Here is a gallery of a few more photos:
12 thoughts on “Kuala Lumpur – friends and food”
What a great recap. This truly is a trip of a lifetime! It’s Ella’s bday today and we’re eating dinner at din tai fung-weird to be sharing the same food from so far away!!!
Awesome, happy birthday Ella! Mmm, din tai fung. You were my audience as I wrote it! What’s your fave there?
Loved the picture story sooooo much. A little tear and big smiles. Max and Lisa and the kids look wonderful. Sooo jealous of the foodie experience. Hang in there mialou, yer doin good! Porter looks sooo much better than the previous (sick) pics of him.love to all
John and Amy, how are you gonna keep ’em down in Bellingham once they have seen the world?
Who knows? Part of the mystery!!
I found that Durian is best served ice cold. It’s also way better when someone else prepares it due to the smell.
Frog legs for Porter? Way to go! Half the fun of traveling where you can’t read the menu is to just close your eyes and point to something. That was my introduction to frog 🙂 Mia should try Mee Goreng – my personal favorite when prepared vegetarian style, fresh from a hawker stall. I am certain you guys have found Ais kacang and Apam balik? Rambutan is great for snacking while walking around. Let us all know if any of you get brave enough to try the Sea Cucumber or Siput Duri. Love reading your blog! What an amazing opportunity.

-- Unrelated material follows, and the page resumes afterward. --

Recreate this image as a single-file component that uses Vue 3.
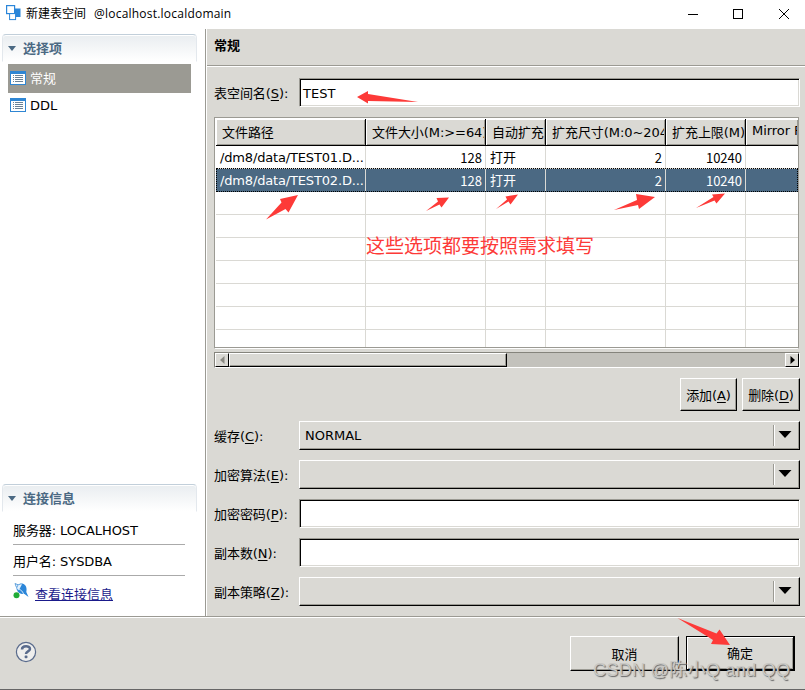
<template>
  <div class="window">
    <header class="titlebar">
      <svg class="app-icon" width="16" height="16" viewBox="0 0 16 16">
        <rect x="6" y="3.500" width="8.500" height="8.500" fill="#2b86d9" />
        <rect x=".6" y=".6" width="8" height="8" fill="#fff" stroke="#2b86d9" stroke-width="1.2" />
        <rect x="3.600" y="8.600" width="6" height="6" fill="#fff" stroke="#2b86d9" />
      </svg>
      <span class="title-cn">新建表空间</span>
      <span class="title-host">@localhost.localdomain</span>
      <svg class="controls" width="104" height="12" viewBox="0 0 104 12" fill="none" stroke="#000" shape-rendering="crispEdges">
        <path d="M0 6.5h10" />
        <rect x="45.5" y="1.5" width="9" height="9" />
        <path d="M91 1l10 10M101 1L91 11" shape-rendering="auto" />
      </svg>
    </header>

    <main class="body">
      <aside class="sidebar">
        <div class="section-head">
          <i class="twistie"></i><span>选择项</span>
        </div>
        <ul class="pages">
          <li v-for="(page, i) in pages" :key="page" :class="{ active: i === 0 }">
            <svg width="16" height="14" viewBox="0 0 16 14" shape-rendering="crispEdges">
              <rect width="16" height="14" fill="#2f86d3" />
              <rect x="1" y="3" width="14" height="10" fill="#fff" />
              <path d="M3 4.5h1M3 6.5h1M3 8.5h1M3 10.500h1M5 4.5h8M5 6.5h8M5 8.5h8M5 10.500h8" stroke="#6b8296" />
            </svg>
            <span>{{ page }}</span>
          </li>
        </ul>
        <div class="section-head connection">
          <i class="twistie"></i><span>连接信息</span>
        </div>
        <div class="info">
          <p>服务器: LOCALHOST</p>
          <p>用户名: SYSDBA</p>
          <div class="link-row">
            <svg width="17" height="17" viewBox="0 0 17 17">
              <path d="M2 1.500l3.500 1.500M2 1.500l1.500 4" fill="none" stroke="#5da0dc" />
              <path d="M3.500 6.500C3.500 3 7 1 10 1.800c3 1 4.200 4.500 3.300 8.200l2.200 5-4-3C8 12.500 4 10.500 3.500 6.500z" fill="#2b86d9" />
              <path d="M4 6.500C4 3.500 6.500 2 9 2.300L6 8z" fill="#e4f1fc" />
              <path d="M4.500 8C7 6.500 9.500 9 10.500 12" fill="none" stroke="#d7eafa" />
              <circle cx="3.500" cy="13.200" r="3" fill="#22ac38" />
            </svg>
            <a>查看连接信息</a>
          </div>
        </div>
      </aside>

      <section class="content">
        <h2>常规</h2>
        <div class="form">
          <div class="field">
            <label>表空间名(<u>S</u>):</label>
            <div class="input">TEST</div>
          </div>

          <div class="table">
            <div class="tr th">
              <div v-for="(col, i) in columns" :key="col" :class="{ latin: i === 5 }"><span>{{ col }}</span></div>
            </div>
            <div v-for="(row, r) in rows" :key="r" class="tr" :class="{ selected: r === 1 }">
              <div v-for="(cell, c) in row" :key="c" :class="{ num: numeric.includes(c), path: c === 0 }">{{ cell }}</div>
            </div>
          </div>

          <div class="scrollbar">
            <span class="sb-btn"><svg width="5" height="8" viewBox="0 0 5 8"><path d="M4.500 0v8L0 4z" fill="#8b8a83" /></svg></span>
            <span class="thumb"></span>
            <span class="sb-btn right"><svg width="5" height="8" viewBox="0 0 5 8"><path d="M.5 0v8L5 4z" /></svg></span>
          </div>

          <div class="actions">
            <button>添加(<u>A</u>)</button>
            <button>删除(<u>D</u>)</button>
          </div>

          <div v-for="f in fields" :key="f.key" class="field">
            <label>{{ f.label }}(<u>{{ f.key }}</u>):</label>
            <div v-if="f.select" class="combo">
              <span>{{ f.value }}</span>
              <i class="divider"></i>
              <svg width="14" height="7" viewBox="0 0 14 7"><path d="M.5 0h13L7 7z" /></svg>
            </div>
            <div v-else class="input"></div>
          </div>
        </div>
      </section>
    </main>

    <footer class="footer">
      <svg class="help" width="22" height="22" viewBox="0 0 22 22">
        <circle cx="11" cy="11" r="9.600" fill="#eeeeed" stroke="#596b8c" stroke-width="1.200" />
        <path d="M7 8.500C7 4.200 15 4.300 15 8c0 2.500-4 2.300-4 5" fill="none" stroke="#596b8c" stroke-width="2.500" />
        <rect x="9.600" y="14.600" width="2.900" height="2.700" rx="1" fill="#596b8c" />
      </svg>
      <button class="cancel">取消</button>
      <button class="ok">确定</button>
    </footer>

    <!-- annotations drawn over the dialog -->
    <svg class="marks" width="805" height="690" viewBox="0 0 805 690" fill="#fd3a38">
      <path v-for="d in arrows" :key="d" :d="d" />
    </svg>
    <div class="note">这些选项都要按照需求填写</div>
    <div class="watermark">CSDN @陈小Q and QQ</div>
  </div>
</template>

<script setup>
const pages = ['常规', 'DDL']

const columns = ['文件路径', '文件大小(M:>=64)', '自动扩充', '扩充尺寸(M:0~2048)', '扩充上限(M)', 'Mirror Path']
const numeric = [1, 3, 4]
const empty = ['', '', '', '', '', '']
const rows = [
  ['/dm8/data/TEST01.D...', '128', '打开', '2', '10240', ''],
  ['/dm8/data/TEST02.D...', '128', '打开', '2', '10240', ''],
  ...Array.from({ length: 7 }, () => empty)
]

const fields = [
  { label: '缓存', key: 'C', select: true, value: 'NORMAL' },
  { label: '加密算法', key: 'E', select: true },
  { label: '加密密码', key: 'P' },
  { label: '副本数', key: 'N' },
  { label: '副本策略', key: 'Z', select: true }
]

const arrows = [
  'M357 97l11-6v3l50 8-50-1v2.500z',
  'M266 219.500l15.500-17-1.500-3.500 18-4-9.500 17.500-3-3.500z',
  'M426 211l12-9.500-1.500-3.500 12.500-.5-7.500 10-2-3z',
  'M496 209l11-9.500-1.500-3 12.500-2-7.500 10-2-3z',
  'M614 210l23-10-1-6 19 3-16 12-1-4z',
  'M696 208l17.500-11-1.500-2.500 13-1-8.500 10-2-3z',
  'M677.500 618l39 15.500 3-4 10.500 15.500-19-1 2-4z'
]
</script>

<style>
body {
  margin: 0;
  overflow: hidden;
}
</style>

<style scoped>
* {
  box-sizing: border-box;
}

.window {
  position: relative;
  width: 805px;
  height: 690px;
  display: flex;
  flex-direction: column;
  overflow: hidden;
  background: #dad9d4;
  border-bottom: 1px solid #666;
  color: #000;
  font: 13px/20px "DejaVu Sans", "Noto Sans CJK SC", sans-serif;
}

.titlebar {
  height: 29px;
  flex-shrink: 0;
  display: flex;
  align-items: center;
  padding: 0 13px 2px 6px;
  background: #fff;
  font: 12px/20px "Open Sans", "Noto Sans CJK SC", sans-serif;
}

.app-icon {
  margin-top: -2px;
}

.title-cn {
  margin-left: 4px;
}

.title-host {
  margin-left: 8px;
  letter-spacing: 0.22px;
}

.controls {
  margin-left: auto;
}

.body {
  display: flex;
  height: 587px;
  flex-shrink: 0;
}

.sidebar {
  width: 207px;
  padding: 5px 9px 0 2px;
  background: #fff;
  border-right: 1px solid #fff;
  box-shadow: inset -1px 0 #9b9a93;
}

.section-head {
  height: 28px;
  display: flex;
  align-items: center;
  padding-left: 5px;
  border: 1px solid;
  border-color: #c2cfda #e3e8ed transparent;
  border-radius: 4px 4px 0 0;
  background: linear-gradient(#e9edf0, #fff) padding-box;
  box-shadow: inset 0 1px #fff;
  color: #4b6983;
  font-weight: bold;
}

.twistie {
  border: 4px solid transparent;
  border-top: 5px solid #4b6983;
  border-bottom: 0;
  margin: 0 7px 0 0;
}

.section-head span {
  padding-top: 1px;
}

.pages {
  list-style: none;
  margin: 2px 6px 0;
  padding: 0;
}

.pages li {
  display: flex;
  align-items: center;
  height: 24px;
  padding-left: 2px;
}

.pages li svg {
  margin-top: -1px;
}

.pages li span {
  margin-left: 4px;
  padding-top: 1px;
}

.pages .active {
  height: 29px;
  background: #9b9a93;
  color: #fff;
}

.connection {
  margin-top: 367px;
}

.info {
  padding: 2px 12px 0 11px;
}

.info p {
  margin: 0;
  height: 31px;
  line-height: 33px;
  letter-spacing: -0.08px;
  border-bottom: 1px solid #aaa;
}

.link-row {
  display: flex;
  padding: 6px 0 0;
}

.link-row a {
  margin: 3px 0 0 5px;
  color: #1a1a8b;
  text-decoration: underline;
}

.content {
  flex: 1;
}

h2 {
  height: 38px;
  margin: 0;
  padding-left: 7px;
  border-bottom: 1px solid #fff;
  box-shadow: inset 0 -1px #9b9a93;
  font-size: 13px;
  line-height: 33px;
}

.form {
  padding: 11px 5px 0 7px;
}

.field {
  display: flex;
  height: 29px;
  margin-bottom: 10px;
}

.field label {
  width: 85px;
  line-height: 32px;
  letter-spacing: -0.06px;
  white-space: nowrap;
}

u {
  text-underline-offset: 2px;
}

.input {
  flex: 1;
  padding-left: 3px;
  background: #fff;
  border: 1px solid;
  border-color: #9b9a93 #fff #fff #9b9a93;
  box-shadow: inset 1px 1px #000, inset -1px -1px #dad9d4;
  line-height: 29px;
}

.table {
  height: 232px;
  margin-right: 1px;
  padding: 1px 0 0 1px;
  border: 1px solid;
  border-color: #9b9a93 #9b9a93 #fff;
  box-shadow: inset 0 -1px #9b9a93;
  background: #fff;
  overflow: hidden;
}

.tr {
  display: grid;
  grid-template-columns: 150px 120px 60px 120px 80px 1fr;
  height: 23px;
  line-height: 24px;
  border-bottom: 1px solid #dad9d4;
}

.tr > div {
  padding: 0 3px 0 4px;
  border-right: 1px solid #dad9d4;
  overflow: hidden;
  white-space: nowrap;
}

.tr > div:last-child {
  border-right: 0;
}

.tr:last-child {
  height: 17px;
  border-bottom: 0;
}

.tr > .path {
  padding-right: 0;
  letter-spacing: -0.16px;
}

.tr > .num {
  text-align: right;
  font-family: "Noto Sans CJK SC", sans-serif;
}

.th {
  height: 27px;
  line-height: 28px;
  background: #dad9d4;
  border-bottom-color: #000;
}

.th > div {
  padding: 0 1px 0 6px;
  border-right-color: #000;
  box-shadow: inset 1px 1px #fff, inset -1px -1px #9b9a93;
}

.th > div span {
  display: block;
  overflow: hidden;
  letter-spacing: -0.06px;
}

.th .latin {
  line-height: 23px;
}

.tr.selected {
  position: relative;
  background: #4b6983;
  color: #fff;
  border-bottom-color: transparent;
}

.tr.selected::after {
  content: "";
  position: absolute;
  inset: -1px 0 -1px 0;
  border: 1px dotted #000;
}

.scrollbar {
  display: flex;
  height: 16px;
  margin-top: 3px;
  background: #c3c2bc;
  border: 1px solid;
  border-color: #85847c #fff #fff #85847c;
}

.sb-btn {
  width: 14px;
  display: flex;
  align-items: center;
  justify-content: center;
  background: #dad9d4;
  border: 1px solid;
  border-color: #fff #000 #000 #fff;
}

.sb-btn.right {
  margin-left: auto;
}

.thumb {
  width: 278px;
  background: #dad9d4;
  border: 1px solid;
  border-color: #fff #000 #000 #fff;
  box-shadow: inset -1px -1px #9b9a93;
}

button {
  padding: 2px 0 0;
  background: #dad9d4;
  color: #000;
  border: 1px solid;
  border-color: #fff #000 #000 #fff;
  box-shadow: inset -1px -1px #9b9a93;
  font: inherit;
}

.actions {
  display: flex;
  justify-content: flex-end;
  gap: 5px;
  margin: 10px 0;
}

.actions button {
  height: 33px;
  width: 57px;
  letter-spacing: -0.1px;
}

.actions button:last-child {
  width: 58px;
}

.combo {
  flex: 1;
  display: flex;
  align-items: center;
  padding: 0 7px 0 5px;
  border: 1px solid;
  border-color: #fff #000 #000 #fff;
  box-shadow: inset -1px -1px #9b9a93;
}

.divider {
  width: 2px;
  height: 21px;
  margin: 0 3px 0 auto;
  background: #9b9a93;
  border-right: 1px solid #fff;
}

.combo svg {
  margin-top: -2px;
}

.footer {
  flex: 1;
  display: flex;
  align-items: flex-start;
  padding: 18px 10px 0 15px;
  border-top: 1px solid #9b9a93;
  box-shadow: inset 0 1px #fff;
}

.help {
  margin-top: 6px;
}

.footer button {
  width: 109px;
  height: 35px;
  margin-top: 1px;
}

.footer .cancel {
  margin-left: auto;
}

.footer .ok {
  margin-left: 7px;
  border: 1px solid #000;
  border-right-width: 2px;
  border-bottom-width: 2px;
  box-shadow: inset 1px 1px #fff, inset -1px -1px #9b9a93;
}

.marks {
  position: absolute;
  top: 0;
  left: 0;
}

.note {
  position: absolute;
  left: 366px;
  top: 231px;
  color: #fd3a38;
  font: 19px/28px "Noto Sans CJK SC", sans-serif;
}

.watermark {
  position: absolute;
  left: 593px;
  top: 657px;
  white-space: nowrap;
  color: #c9c8c4;
  font: 18px/27px "Liberation Sans", "Noto Sans CJK SC", sans-serif;
  letter-spacing: 0.3px;
  text-shadow: 1px 1px 1px #666;
}
</style>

Great advice – Cover your eyes and choose! We’ve eaten lots of mie goring, but thanks for other options. Well put them on the list!
So love hearing about your visit and all of these new experiences! Hugs to all of you!
What about peanut butter, do they eat any peanut butter over there? If not, what do they do with all they’re jelly? Just wondering.
In Cambodia we haven’t seen any peanut butter. But, in Indonesia it was popular. Weirdly, the strawberry jam here is very good.
Thanks for these vivid descriptions John! Love seeing you all through your words.
My tummy is rumbling! Way to be adventurous, everyone!!